The committee’s findings have yet to be released but Mr Johnson’s response appears to confirm that the MPs have concluded he was not truthful about the boozy parties.
According to The Sunday Times, Mr Johnson was told by Ms Harman that his punishment would be a suspension from the Commons for a time that would “significantly exceed” 10 days, thereby reaching the threshold for a by-election to possibly be triggered.
While Mr Johnson won his Uxbridge and South Ruislip seat with a 7,000 majority in 2019, early polling has suggested Labour could snatch it from the Tories in the upcoming by-election following his exit.
The Liberal Democrats have briefed that they could potentially pull off an upset in Ms Dorries’ former Mid Bedfordshire constituency despite a Tory majority of 24,000.
The Tories enjoy a comfortable 20,000 vote cushion against Labour in Mr Adams’ former Selby and Ainsty constituency in North Yorkshire.
But the governing party’s record has been poor in recent years, with the Tories losing four seats in by-elections since June 2021, three of them to the Lib Dems and a fourth to Labour.
The timing of the fresh contests in the three vacant constituencies has not yet been announced.
PA news agency understands that chief whip Simon Hart could feasibly move a motion know as a “writ” next week in at least one of the seats, giving between 21 and 27 working days for a vote to be held.
Meanwhile, Labour’s Sir Keir, in an article for the Sunday Mirror, accused the Prime Minister of accepting a resignation honours list from Mr Johnson that he said had seen Mr Sunak “agree to hand gongs to a cast list of cronies”.

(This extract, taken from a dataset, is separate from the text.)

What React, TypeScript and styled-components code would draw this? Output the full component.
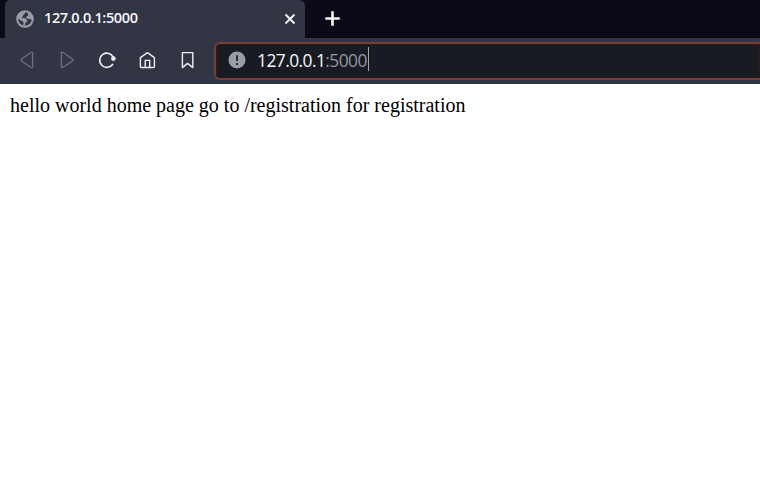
import React from 'react';
import styled, { createGlobalStyle } from 'styled-components';

const GlobalStyle = createGlobalStyle`
  * { box-sizing: border-box; }
  body { margin: 0; background: #fff; overflow: hidden; }
`;

const Browser = styled.div`
  display: flex;
  flex-direction: column;
  height: 100vh;
  background: #fff;
`;

const TabStrip = styled.div`
  display: flex;
  flex: none;
  height: 38px;
  padding-left: 5px;
  background: #0b0a16;
`;

const Tab = styled.div`
  display: flex;
  align-items: center;
  width: 300px;
  padding: 0 9px 0 11px;
  background: #323544;
  border-radius: 5px 6px 0 0;
`;

const TabTitle = styled.span`
  flex: 1;
  margin: 0 0 2px 10px;
  color: #f5f6fa;
  font: 600 14.5px/20px 'Open Sans', sans-serif;
  letter-spacing: -0.37px;
`;

const TabButton = styled.button<{ $gap?: number }>`
  display: flex;
  align-items: center;
  padding: 0;
  margin-left: ${({ $gap }) => $gap ?? 0}px;
  border: 0;
  background: none;
`;

const Toolbar = styled.div`
  display: flex;
  flex: none;
  align-items: center;
  height: 46px;
  padding: 0 0 1px 17px;
  background: #323544;
`;

const ToolButton = styled.button<{ $disabled?: boolean }>`
  display: flex;
  width: 20px;
  height: 20px;
  margin: 0 20px 1px 0;
  padding: 0;
  border: 0;
  background: none;
  color: ${({ $disabled }) => ($disabled ? '#6b6e7c' : '#eceef5')};
`;

const AddressBar = styled.div`
  display: flex;
  flex: 1;
  align-items: center;
  height: 38px;
  margin-left: -3px;
  padding: 0 0 1px 12px;
  border: 2px solid #7b3b38;
  border-right: 0;
  border-radius: 6px 0 0 6px;
  background: #181b22;
  box-shadow: inset 0 0 0 1px #2b1b1e;
`;

const Address = styled.span`
  margin: 0 0 1px 11px;
  color: #9297a0;
  font: 400 17.4px/24px 'Open Sans', sans-serif;
  letter-spacing: -0.56px;
  white-space: nowrap;
`;

const Host = styled.span`
  color: #f7f8fb;
`;

const Caret = styled.span`
  width: 1px;
  height: 24px;
  margin: 0 0 2px 1px;
  background: #a3a5ab;
`;

const Page = styled.main`
  flex: 1;
  padding: 10px;
  color: #000;
  font: 20px/23px 'Liberation Serif', serif;
  white-space: nowrap;
`;

const Globe = () => (
  <svg width="18" height="18" viewBox="0 0 18 18">
    <circle cx="9" cy="9" r="8.8" fill="#9a9ca6" />
    <path
      d="M9 2.3C9.5 4.3 7.4 4.1 7.3 5.4C7.2 6.8 5.6 6.3 5.9 7.8C6.3 8.8 9.6 7.6 10 9.2C10.2 10.4 12 9.8 11.3 11.3C10.5 12.5 8.9 12.4 8.9 15.6C12.9 15.7 15.7 12.6 15.7 9.2C14.2 10.1 13.8 8.4 12.3 8.8C10.6 9 9.4 7.8 10.5 6.7C11.8 6.2 12.5 5.5 12 3.2C11 2.5 10 2.3 9 2.3ZM2.4 8.3C2 12 4.3 14.8 7.3 15.5C7 13.7 8.3 13.2 7.1 11.7C6.6 10.8 5.4 11.4 4.4 10.3Z"
      fill="#323544"
    />
  </svg>
);

const Stroke = ({ d, width = 1.4 }: { d: string; width?: number }) => (
  <path d={d} fill="none" stroke="currentColor" strokeWidth={width} strokeLinejoin="round" strokeLinecap="round" />
);

const Icon = ({ children }: { children: React.ReactNode }) => (
  <svg width="20" height="20" viewBox="0 0 20 20">{children}</svg>
);

export default function App() {
  return (
    <Browser>
      <GlobalStyle />
      <TabStrip>
        <Tab>
          <Globe />
          <TabTitle>127.0.0.1:5000</TabTitle>
          <TabButton aria-label="Close tab">
            <svg width="12" height="12" viewBox="0 0 12 12">
              <path d="M1.5 1.5L10.5 10.5M10.5 1.5L1.5 10.5" stroke="#f5f6fa" strokeWidth="1.9" />
            </svg>
          </TabButton>
        </Tab>
        <TabButton aria-label="New tab" $gap={20}>
          <svg width="16" height="16" viewBox="0 0 16 16">
            <path d="M0.3 7.5H14.7M7.5 0.3V14.7" stroke="#f8f8fb" strokeWidth="2.6" />
          </svg>
        </TabButton>
      </TabStrip>
      <Toolbar>
        <ToolButton $disabled aria-label="Back">
          <Icon><Stroke d="M14.2 2.3L4.4 9.2Q3.5 10 4.4 10.8L14.2 17.5Q15.6 18 15.6 16.6V3.2Q15.6 1.8 14.2 2.3Z" /></Icon>
        </ToolButton>
        <ToolButton $disabled aria-label="Forward">
          <Icon><Stroke d="M5.8 2.3L15.6 9.2Q16.5 10 15.6 10.8L5.8 17.5Q4.4 18 4.4 16.6V3.2Q4.4 1.8 5.8 2.3Z" /></Icon>
        </ToolButton>
        <ToolButton aria-label="Reload">
          <Icon>
            <Stroke d="M16.3 7.4A7.1 7.1 0 1 0 15.6 14.4" width={1.7} />
            <circle cx="16.4" cy="8.6" r="2.3" fill="currentColor" />
          </Icon>
        </ToolButton>
        <ToolButton aria-label="Home">
          <Icon>
            <Stroke d="M3.4 7.6L10.4 2.6L17.4 7.6V16.4Q17.4 17.5 16.3 17.5H4.5Q3.4 17.5 3.4 16.4Z" />
            <Stroke d="M8.2 17.2V10.4H12.7V17.2" />
          </Icon>
        </ToolButton>
        <ToolButton aria-label="Bookmark">
          <Icon><Stroke d="M5.4 2.6H15.8V17.6L10.6 13.4L5.4 17.6Z" /></Icon>
        </ToolButton>
        <AddressBar>
          <svg width="18" height="18" viewBox="0 0 18 18">
            <circle cx="9" cy="9" r="8.5" fill="#9b9da4" />
            <path d="M9 4.2V10M9 12V14" stroke="#181b22" strokeWidth="1.7" />
          </svg>
          <Address><Host>127.0.0.1</Host>:5000</Address>
          <Caret />
        </AddressBar>
      </Toolbar>
      <Page>hello world home page go to /registration for registration</Page>
    </Browser>
  );
}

It comes as No 10 confirmed that a meeting between Mr Sunak and Mr Johnson took place on June 2, where the subject of his pending honours roll was mentioned.
Several reports have suggested that Mr Johnson’s allies blame Downing Street for Tory MPs, including Ms Dorries, Mr Adams and Cop26 president Sir Alok Sharma, not appearing on the published peerages list on Friday despite them being nominated for the upper chamber.
Downing Street has denied any involvement by Mr Sunak in the process, other than to accept the House of Lords Appointments Committee’s (Holac) approved list.
Holac has, according to the Institute for Government think tank, confirmed that it rejected eight peerage nominees put forward by Mr Johnson on the grounds of propriety.
There has been suggestion that Holac would not approve peerages for MPs unless they were due to stand down immediately or were prepared to do so within six months.
A source close to Mr Sunak said: “When the Prime Minister met with the former prime minister recently, the former prime minister raised the matter of peerages with him, to which the current Prime Minister made clear he would follow precedent and not interfere with the process.
“Any suggestions of promises made or guarantees given are categorically untrue.”
A source familiar with the conversation said that, when Mr Johnson noted that his nominations could trigger by-election contests, Mr Sunak replied with words to the effect of “so be it”.